╭─ Information supplied
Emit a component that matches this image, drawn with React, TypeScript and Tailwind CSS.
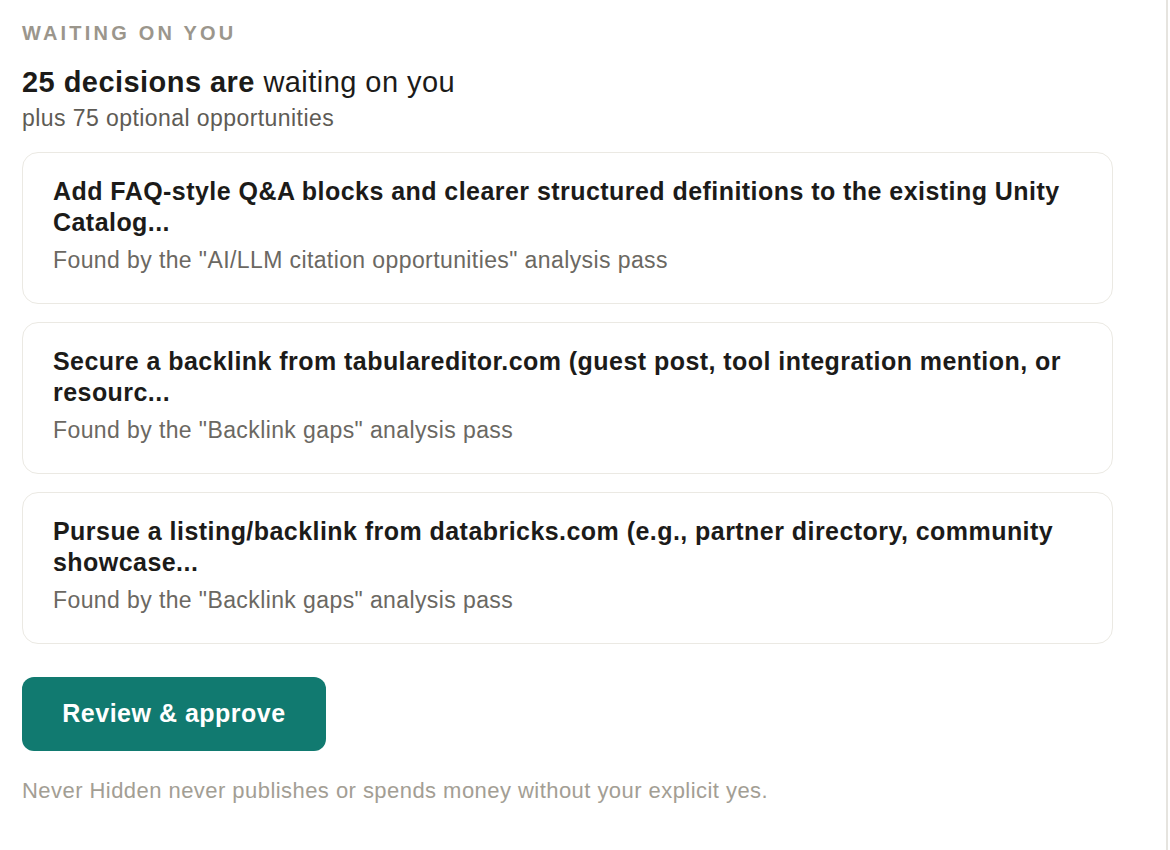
const ITEMS = [
  {
    title:
      "Add FAQ-style Q&A blocks and clearer structured definitions to the existing Unity Catalog...",
    source: "AI/LLM citation opportunities",
  },
  {
    title:
      "Secure a backlink from tabulareditor.com (guest post, tool integration mention, or resourc...",
    source: "Backlink gaps",
  },
  {
    title:
      "Pursue a listing/backlink from databricks.com (e.g., partner directory, community showcase...",
    source: "Backlink gaps",
  },
]

export default function App() {
  return (
    <div className="flex min-h-[850px] w-[1170px] bg-white [font-family:'Liberation_Sans',Arial,sans-serif]">
      {/* Main column */}
      <main className="w-[1166px] pl-[22px] pt-[21px]">
        <h3 className="text-[20px] leading-[24px] font-bold tracking-[3.2px] text-[#9b968c]">
          WAITING ON YOU
        </h3>

        <h2 className="mt-[19px] text-[29px] leading-[36px] tracking-[0.45px] text-[#1c1b19]">
          <span className="font-bold">25 decisions are</span> waiting on you
        </h2>
        <p className="mt-[3px] text-[23px] leading-[30px] tracking-[0.43px] text-[#5e5b55]">
          plus 75 optional opportunities
        </p>

        {/* Decision cards */}
        <div className="mt-[19px] flex w-[1091px] flex-col gap-[18px]">
          {ITEMS.map((item, i) => (
            <div
              key={i}
              className="h-[152px] rounded-[16px] border border-[#ebe9e3] bg-white px-[30px] pt-[23px]"
            >
              <p className="text-[25px] leading-[31px] font-bold tracking-[0.45px] text-[#1c1b19]">
                {item.title}
              </p>
              <p className="mt-[6px] text-[23px] leading-[32px] tracking-[0.4px] text-[#6b6862]">
                Found by the "{item.source}" analysis pass
              </p>
            </div>
          ))}
        </div>

        <button className="mt-[33px] flex h-[74px] w-[304px] items-center justify-center rounded-[12px] bg-[#117a70] text-[25px] font-bold tracking-[0.5px] text-white">
          Review &amp; approve
        </button>

        <p className="mt-[26px] text-[22px] leading-[28px] tracking-[0.45px] text-[#a39e94]">
          Never Hidden never publishes or spends money without your explicit yes.
        </p>
      </main>

      {/* Side panel edge */}
      <div className="flex-1 border-l-2 border-[#e6e4df]" />
    </div>
  )
}
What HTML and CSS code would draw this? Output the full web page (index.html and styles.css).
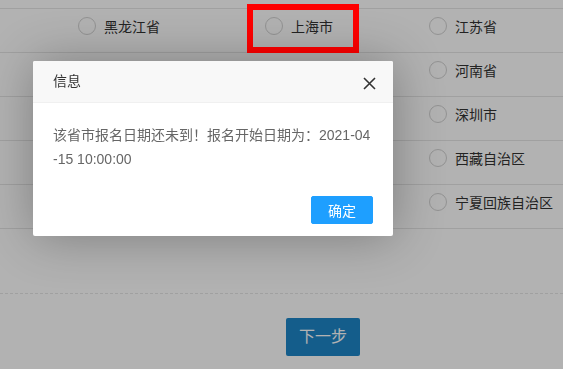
╰─
__Written instruction__. Tally every line of the listing that holds the string "this", then give the number by itself.

__Reply to the exercise__. 2